Work to be completed:
Take each line containing the word "styles" and copy it.

Data excerpt:

————

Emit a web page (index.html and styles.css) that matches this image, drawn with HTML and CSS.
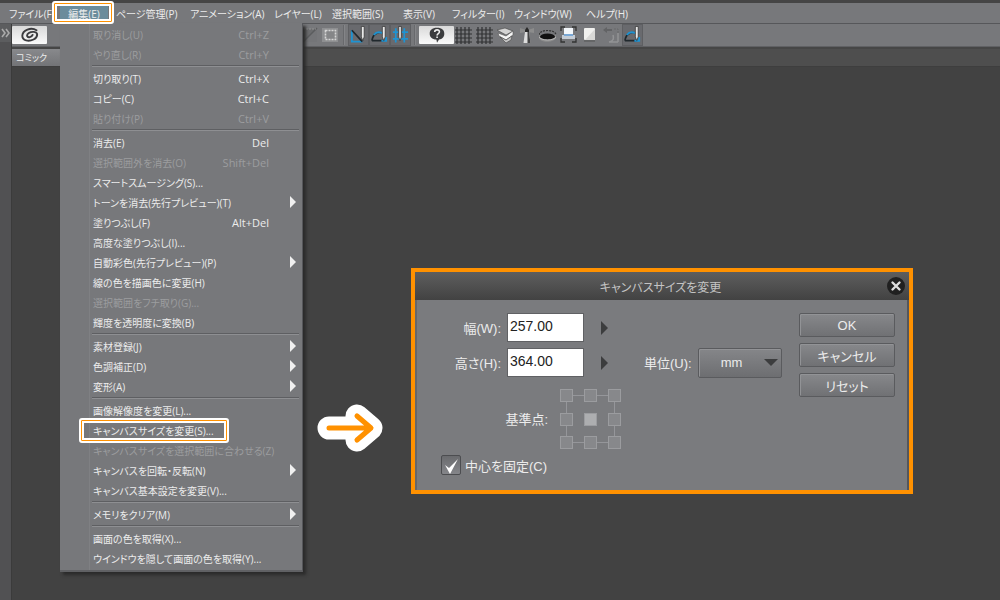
FILE: index.html
```html
<!DOCTYPE html>
<html lang="ja">
<head>
<meta charset="utf-8">
<title>キャンバスサイズを変更</title>
<link rel="stylesheet" href="styles.css">
</head>
<body>
<div class="app">
  <nav class="menubar">
    <button class="menubar-item">ファイル(F)</button>
    <div class="menubar-slot">
      <button class="menubar-item open">編集(E)</button>
      <div class="menu">
        <ul class="menu-group">
          <li><button class="item" disabled>取り消し(U)<kbd>Ctrl+Z</kbd></button></li>
          <li><button class="item" disabled>やり直し(R)<kbd>Ctrl+Y</kbd></button></li>
        </ul>
        <ul class="menu-group">
          <li><button class="item">切り取り(T)<kbd>Ctrl+X</kbd></button></li>
          <li><button class="item">コピー(C)<kbd>Ctrl+C</kbd></button></li>
          <li><button class="item" disabled>貼り付け(P)<kbd>Ctrl+V</kbd></button></li>
        </ul>
        <ul class="menu-group">
          <li><button class="item">消去(E)<kbd>Del</kbd></button></li>
          <li><button class="item" disabled>選択範囲外を消去(O)<kbd>Shift+Del</kbd></button></li>
          <li><button class="item">スマートスムージング(S)...</button></li>
          <li><button class="item sub">トーンを消去(先行プレビュー)(T)</button></li>
          <li><button class="item">塗りつぶし(F)<kbd>Alt+Del</kbd></button></li>
          <li><button class="item">高度な塗りつぶし(I)...</button></li>
          <li><button class="item sub">自動彩色(先行プレビュー)(P)</button></li>
          <li><button class="item">線の色を描画色に変更(H)</button></li>
          <li><button class="item" disabled>選択範囲をフチ取り(G)...</button></li>
          <li><button class="item">輝度を透明度に変換(B)</button></li>
        </ul>
        <ul class="menu-group">
          <li><button class="item sub">素材登録(J)</button></li>
          <li><button class="item sub">色調補正(D)</button></li>
          <li><button class="item sub">変形(A)</button></li>
        </ul>
        <ul class="menu-group">
          <li><button class="item">画像解像度を変更(L)...</button></li>
          <li><button class="item marked">キャンバスサイズを変更(S)...</button></li>
          <li><button class="item" disabled>キャンバスサイズを選択範囲に合わせる(Z)</button></li>
          <li><button class="item sub">キャンバスを回転・反転(N)</button></li>
          <li><button class="item">キャンバス基本設定を変更(V)...</button></li>
        </ul>
        <ul class="menu-group">
          <li><button class="item sub">メモリをクリア(M)</button></li>
        </ul>
        <ul class="menu-group">
          <li><button class="item">画面の色を取得(X)...</button></li>
          <li><button class="item">ウインドウを隠して画面の色を取得(Y)...</button></li>
        </ul>
      </div>
    </div>
    <button class="menubar-item">ページ管理(P)</button>
    <button class="menubar-item">アニメーション(A)</button>
    <button class="menubar-item">レイヤー(L)</button>
    <button class="menubar-item">選択範囲(S)</button>
    <button class="menubar-item">表示(V)</button>
    <button class="menubar-item">フィルター(I)</button>
    <button class="menubar-item">ウィンドウ(W)</button>
    <button class="menubar-item">ヘルプ(H)</button>
  </nav>

  <div class="frame">
    <aside class="rail">
      <button class="rail-toggle" aria-label="パネルを開く">
        <svg viewBox="0 0 10 10" width="10" height="10"><path d="M1 1l3 4-3 4M5 1l3 4-3 4" fill="none" stroke="#aaa" stroke-width="1.6"/></svg>
      </button>
    </aside>
    <main class="main">
      <div class="toolbar">
        <button class="tool wide" aria-label="CLIP STUDIO">
          <svg viewBox="0 0 20 16" width="20" height="16"><path d="M16.500 3.200C11-.2 2.500 3.200 2.300 8.800c0 5 6.400 6 11.200 3.700 4.300-2.100 5.200-7.100.4-7.600C10 4.500 6.500 7 7.200 9.200c.7 1.900 4.600.9 5.400-1.300" fill="none" stroke="#3b3b3e" stroke-width="1.900" stroke-linecap="round"/></svg>
        </button>
        <span class="tool-space"></span>
        <button class="tool" aria-label="選択解除" disabled><svg viewBox="0 0 20 20"><path d="M4 17V4h14z" fill="#6b6c6e"/><path d="M4 17h14V4z" fill="#747578"/><path d="M3 18L18 3" stroke="#5b5c5e" stroke-width="1.500"/><path d="M4 4h13" stroke="#929292" stroke-dasharray="2 1"/></svg></button>
        <button class="tool" aria-label="選択範囲"><svg viewBox="0 0 20 20"><rect x="2" y="3" width="16" height="14" fill="#8e8f91"/><rect x="5.500" y="5.500" width="10" height="9" fill="#858688" stroke="#d5d5d5" stroke-width="1.600" stroke-dasharray="2 1"/></svg></button>
        <span class="tool-sep"></span>
        <button class="tool on" aria-label="定規にスナップ"><svg viewBox="0 0 20 20"><path d="M3 5v12h11" fill="none" stroke="#1e93d2" stroke-width="2"/><path d="M3 5l11 12" stroke="#20282d" stroke-width="1.800"/><path d="M13 1h3v11l-1.500 4L13 12z" fill="#e8e8e8" stroke="#333" stroke-width=".8"/></svg></button>
        <button class="tool on" aria-label="特殊定規にスナップ"><svg viewBox="0 0 20 20"><path d="M2 16C3 9 8 6 14 8M2 16h13" fill="none" stroke="#20282d" stroke-width="1.800"/><path d="M4 10c3-4 7-3 9-2M12 16h5v-4" fill="none" stroke="#1e93d2" stroke-width="2"/><path d="M13 1h3v11l-1.500 4L13 12z" fill="#e8e8e8" stroke="#333" stroke-width=".8"/></svg></button>
        <button class="tool on" aria-label="グリッドにスナップ"><svg viewBox="0 0 20 20"><path d="M2 7h16M2 14h16M5 3v15M14 3v15" stroke="#1e93d2" stroke-width="1.800"/><path d="M8 1h3v11l-1.500 4L8 12z" fill="#d5d5d5" stroke="#333" stroke-width=".8"/></svg></button>
        <span class="tool-sep"></span>
        <button class="tool wide" aria-label="ヘルプ">
          <svg viewBox="0 0 18 16" width="18" height="16"><path d="M9 .8c5 0 7.300 2.500 7.300 5.900S14 12 11 12.500L9 15.700l-.6-3.100C4 12.300 1.700 10 1.700 6.700S4 .8 9 .8z" fill="#3b3c3e"/><path d="M6.700 5c.2-3 5-2.700 4.700 0-.1 1.600-2.300 1.600-2.300 3.400M9.100 9.400v1.700" fill="none" stroke="#eee" stroke-width="1.600"/></svg>
        </button>
        <button class="tool" aria-label="グリッド"><svg viewBox="2 0 20 20"><path d="M2 5h17M2 9h17M2 13h17M2 17h17M4 2v17M8 2v17M12 2v17M16 2v17" stroke="#303133" stroke-width="1.200"/></svg></button>
        <button class="tool" aria-label="細かいグリッド"><svg viewBox="2 0 20 20"><path d="M2 5h17M2 9h17M2 13h17M2 17h17M4 2v17M8 2v17M12 2v17M16 2v17" stroke="#303133" stroke-width="1.200"/></svg></button>
        <button class="tool" aria-label="マテリアル"><svg viewBox="2 0 20 20"><path d="M2 5l8-2 8 3-7 4z" fill="#d4d4d4" stroke="#444" stroke-width=".6"/><path d="M3 8l8 3 7-5v4l-7 5-7-4z" fill="#f5f5f5" stroke="#555" stroke-width=".6"/><path d="M5 12l6 3 6-4-1 4-5 3z" fill="#c5c5c5" stroke="#444" stroke-width=".6"/></svg></button>
        <button class="tool" aria-label="光源"><svg viewBox="1 0 20 20"><path d="M3 3l6 2v2L3 8zM17 3l-6 2v2l6 1z" fill="#8c8c8c"/><path d="M8 5l2-3 2 3v2H8z" fill="#292929"/><path d="M8 7h4l1.500 11h-7z" fill="#ddd"/><path d="M10.500 7H12l1.500 11h-3z" fill="#444"/></svg></button>
        <button class="tool" aria-label="消失点"><svg viewBox="2 0 20 20"><path d="M2 10v3c1 5 15 5 17 0v-3z" fill="#8d8d8d"/><ellipse cx="10.500" cy="11.500" rx="7.500" ry="3" fill="#111"/><path d="M2 10c0-6 17-6 17 0" fill="none" stroke="#333" stroke-width="1.200" stroke-dasharray="2 1"/><path d="M2 12c2 4 15 4 17 0" fill="none" stroke="#b5b5b5"/></svg></button>
        <button class="tool" aria-label="表示領域"><svg viewBox="2 0 20 20"><path d="M3 6V2h4M14 2h4v4M18 13v4h-4M7 17H3v-4" fill="none" stroke="#333" stroke-width="1.300"/><path d="M6 3h9v7H6z" fill="#f3f7fb"/><path d="M4 10h13v4H4z" fill="#c4ccd5"/><path d="M6 9h9v2H6z" fill="#79a8d6"/></svg></button>
        <button class="tool" aria-label="用紙"><svg viewBox="2 0 20 20"><rect x="5" y="3" width="11" height="12" rx="1" fill="#f1f1ef"/><path d="M16 4v11H6z" fill="#d9d9d7"/><path d="M5 16h11" stroke="#555"/></svg></button>
        <button class="tool" aria-label="曲線" disabled><svg viewBox="1 0 20 20"><path d="M2 5l4-3v2h5v2H6v2z" fill="#626365"/><path d="M8 17h9M8 17c5-1 5-4 4-7M17 17V8" fill="none" stroke="#929395" stroke-width="1.500"/><path d="M13 4h4v4" fill="none" stroke="#68696b" stroke-dasharray="2 1"/></svg></button>
        <button class="tool on" aria-label="定規"><svg viewBox="0 0 20 20"><path d="M2 16C3 9 8 6 14 8M2 16h13" fill="none" stroke="#20282d" stroke-width="1.800"/><path d="M4 10c3-4 7-3 9-2M12 16h5v-4" fill="none" stroke="#1e93d2" stroke-width="2"/><path d="M13 1h3v11l-1.500 4L13 12z" fill="#e8e8e8" stroke="#333" stroke-width=".8"/></svg></button>
      </div>
      <div class="tabs"><button class="tab">コミック</button></div>
      <div class="workspace"></div>
    </main>
  </div>

  <svg class="arrow" viewBox="0 0 68 52" width="68" height="52" aria-hidden="true">
    <path d="M12 26h38M40 14l14 12-14 12" fill="none" stroke="#fff" stroke-width="23" stroke-linecap="round" stroke-linejoin="round"/>
    <path d="M12 26h41M40 14l14 12-14 12" fill="none" stroke="#ff9100" stroke-width="5" stroke-linecap="round" stroke-linejoin="round"/>
  </svg>

  <section class="dialog" role="dialog" aria-labelledby="dialog-title">
    <header class="dialog-head">
      <h1 id="dialog-title">キャンバスサイズを変更</h1>
      <button class="close" aria-label="閉じる"><svg viewBox="0 0 20 20" width="20" height="20"><circle cx="10" cy="10" r="9" fill="#202020"/><path d="M6.500 6.500l7 7M13.500 6.500l-7 7" stroke="#ddd" stroke-width="2.400" stroke-linecap="round"/></svg></button>
    </header>
    <form class="dialog-body">
      <div class="fields">
        <label for="w">幅(W):</label>
        <input class="num" id="w" type="text" value="257.00">
        <button class="step" type="button" aria-label="幅の調整"></button>
        <label class="row2" for="h">高さ(H):</label>
        <input class="num" id="h" type="text" value="364.00">
        <button class="step" type="button" aria-label="高さの調整"></button>
        <label class="unit" for="u">単位(U):</label>
        <div class="select-wrap"><select id="u"><option>mm</option></select></div>
        <span class="anchor-label" id="anchor-label">基準点:</span>
        <div class="anchor" role="group" aria-labelledby="anchor-label">
          <button type="button" aria-label="左上"></button><button type="button" aria-label="上"></button><button type="button" aria-label="右上"></button>
          <button type="button" aria-label="左"></button><button class="current" type="button" aria-label="中央"></button><button type="button" aria-label="右"></button>
          <button type="button" aria-label="左下"></button><button type="button" aria-label="下"></button><button type="button" aria-label="右下"></button>
        </div>
        <div class="lock"><span class="tick"><input type="checkbox" id="c" checked><svg viewBox="0 0 20 20" width="20" height="20"><path d="M4 10l4 3 9-9-8 15z" fill="#fff"/></svg></span><label for="c">中心を固定(C)</label></div>
      </div>
      <div class="actions">
        <button type="button">OK</button>
        <button type="button">キャンセル</button>
        <button type="button">リセット</button>
      </div>
    </form>
  </section>
</div>
</body>
</html>
```

FILE: styles.css
```css
*, *::before, *::after { box-sizing: border-box; }

body {
  margin: 0;
  background: #424242;
  color: #ececec;
  font-family: "Open Sans", "Noto Sans CJK JP", sans-serif;
  font-size: 10px;
  font-feature-settings: "palt";
}

button, input, select {
  margin: 0;
  padding: 0;
  border: 0;
  background: none;
  color: inherit;
  font: inherit;
  font-feature-settings: inherit;
}

ul { margin: 0; padding: 0; list-style: none; }

.app {
  position: relative;
  display: flex;
  flex-direction: column;
  min-height: 100vh;
}

/* menu bar */
.menubar {
  display: grid;
  grid-template-columns: 51px 56px 74px 84px 58px 71px 49px 62px 72px 60px;
  height: 24px;
  padding-left: 9px;
  border-top: 3px solid #454545;
  border-bottom: 1px solid #56575a;
  background: #77787b;
}
.menubar-item { height: 20px; text-align: left; white-space: nowrap; }
.menubar-slot { position: relative; }
.menubar-item.open {
  width: 48px;
  background: #6b8c9c;
  text-align: center;
}
.menubar-item.open::after,
.item.marked::after {
  content: "";
  position: absolute;
  border: 2px solid #fff;
  border-radius: 3px;
  box-shadow: inset 0 0 0 1px #ff9100, inset 0 0 0 3px #fff;
}
.menubar-item.open::after { z-index: 3; top: -2px; left: -8px; width: 62px; height: 23px; }

/* drop-down menu */
.menu {
  position: absolute;
  z-index: 2;
  top: 20px;
  left: 0;
  width: 243px;
  padding: 1px 3px 2px 0;
  border-right: 1px solid #55565a;
  border-bottom: 2px solid #606164;
  background: linear-gradient(90deg, transparent 29px, #7f8083 29px, #7f8083 30px, transparent 30px) #77787b;
  box-shadow: 3px 3px 3px #2a2a2a;
}
.menu-group + .menu-group::before {
  content: "";
  display: block;
  height: 2px;
  margin: 1px 0 1px 32px;
  border-top: 1px solid #5e5f62;
  border-bottom: 1px solid #8e8f92;
}
.item {
  position: relative;
  display: flex;
  justify-content: space-between;
  align-items: center;
  width: 100%;
  height: 20px;
  padding: 0 30px 0 33px;
  white-space: nowrap;
}
.item:disabled { color: #9c9d9f; }
.item kbd { font: inherit; font-size: 11px; }
.item.sub::after {
  content: "";
  position: absolute;
  top: 4px;
  right: 3px;
  border: 6px solid transparent;
  border-left-color: #f0f0f0;
  border-right: 0;
}
.item.marked::after { top: -2px; left: 19px; width: 150px; height: 25px; }

/* frame */
.frame { display: flex; flex: 1; }
.rail { width: 12px; border-right: 1px solid #3b3b3b; background: #515153; }
.rail-toggle { display: flex; align-items: center; justify-content: center; width: 11px; height: 18px; background: #5c5d5f; }
.main { display: flex; flex: 1; flex-direction: column; }
.toolbar {
  display: flex;
  align-items: center;
  height: 23px;
  border-bottom: 1px solid #606164;
  background: #77787b;
}
.tool { display: flex; align-items: center; justify-content: center; width: 21px; height: 22px; }
.tool svg { display: block; width: 20px; height: 20px; }
.tool.on { border: 1px solid #5e5f62; background: #696a6e; }
.tool.wide {
  width: 35px;
  height: 18px;
  border-radius: 1px;
  background: linear-gradient(#d9d9d9, #fafafa);
}
.tool.wide svg { width: 20px; height: 16px; }
.tool-space { width: 251px; }
.tool-sep { width: 2px; height: 20px; margin: 0 3px; border-left: 1px solid #68696c; border-right: 1px solid #848588; }
.tabs { display: flex; height: 20px; border-top: 2px solid #464646; border-bottom: 1px solid #3e3e3e; background: #4e4e4e; }
.tab { width: 100px; padding-left: 4px; background: linear-gradient(#88898c, #737477); text-align: left; font-size: 9px; }
.workspace { flex: 1; background: #424242; }

.arrow { position: absolute; top: 402px; left: 317px; }

/* dialog */
.dialog {
  position: absolute;
  top: 268px;
  left: 411px;
  width: 502px;
  border: 4px solid #ff9100;
  background: #7a7b7e;
  font-family: "Liberation Sans", "Noto Sans CJK JP", sans-serif;
  font-size: 13px;
}
.dialog-head {
  display: flex;
  align-items: center;
  height: 28px;
  padding: 0 3px 0 20px;
  background: linear-gradient(#5e5e5e, #424242);
  color: #c4c4c4;
}
.dialog-head h1 { flex: 1; margin: 0; font-size: 12px; font-weight: 400; text-align: center; }
.close { width: 20px; height: 20px; }
.close svg { display: block; }
.dialog-body {
  display: flex;
  justify-content: space-between;
  padding: 13px 12px 15px 24px;
  border-left: 2px solid #66676a;
  border-right: 2px solid #55565a;
}
.fields {
  display: grid;
  grid-template-columns: 60px 77px 8px auto 84px;
  grid-template-rows: 29px 29px 66px 20px;
  align-items: center;
  gap: 6px;
}
.fields > label, .anchor-label { text-align: right; white-space: nowrap; }
.row2 { grid-column: 1; }
.num {
  width: 77px;
  height: 29px;
  padding: 0 2px 3px;
  border: 1px solid #606164;
  background: #fff;
  color: #222;
  font-size: 14px;
}
.step {
  width: 0;
  height: 14px;
  margin-left: 11px;
  border: 7px solid transparent;
  border-left-color: #3c3d3e;
  border-right: 0;
}
.unit { padding-left: 40px; }
.select-wrap { position: relative; }
.select-wrap select {
  width: 84px;
  height: 30px;
  padding-left: 22px;
  border: 1px solid #5a5b5e;
  border-radius: 2px;
  background: linear-gradient(#858689, #6d6e71);
  box-shadow: inset 1px 1px #929396;
  appearance: none;
}
.select-wrap::after {
  content: "";
  position: absolute;
  top: 11px;
  right: 4px;
  border: 7px solid transparent;
  border-top-color: #3c3d3e;
  border-bottom: 0;
  pointer-events: none;
}
.anchor-label { grid-column: 1 / 3; padding: 4px 36px 0 0; }
.anchor {
  display: grid;
  grid-template-columns: repeat(3, 13px);
  justify-content: space-between;
  align-content: space-between;
  align-self: end;
  grid-column: 3 / 6;
  width: 61px;
  height: 60px;
  margin-left: -30px;
  background:
    linear-gradient(#95969a, #95969a) 6px 6px / 49px 1px no-repeat,
    linear-gradient(#95969a, #95969a) 6px 53px / 49px 1px no-repeat,
    linear-gradient(#95969a, #95969a) 6px 6px / 1px 48px no-repeat,
    linear-gradient(#95969a, #95969a) 54px 6px / 1px 48px no-repeat;
}
.anchor button { width: 13px; height: 13px; border: 1px solid #9b9c9f; background: #87888b; }
.anchor .current { background: #adaeb0; }
.lock { display: flex; align-items: center; gap: 4px; grid-column: 1 / 6; }
.tick { position: relative; width: 20px; height: 20px; }
.tick input {
  display: block;
  width: 20px;
  height: 20px;
  border: 1px solid #4c4d50;
  border-radius: 2px;
  background: linear-gradient(#6a6b6e, #85868a);
  appearance: none;
}
.tick svg { position: absolute; inset: 0; display: none; pointer-events: none; }
.tick input:checked + svg { display: block; }
.actions { display: flex; flex-direction: column; gap: 6px; }
.actions button {
  width: 96px;
  height: 24px;
  border: 1px solid #5a5b5e;
  border-radius: 2px;
  background: linear-gradient(#87888b, #707174);
  box-shadow: inset 1px 1px #929396;
}
```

————

Written response:
Emit a web page (index.html and styles.css) that matches this image, drawn with HTML and CSS.
<link rel="stylesheet" href="styles.css">
FILE: styles.css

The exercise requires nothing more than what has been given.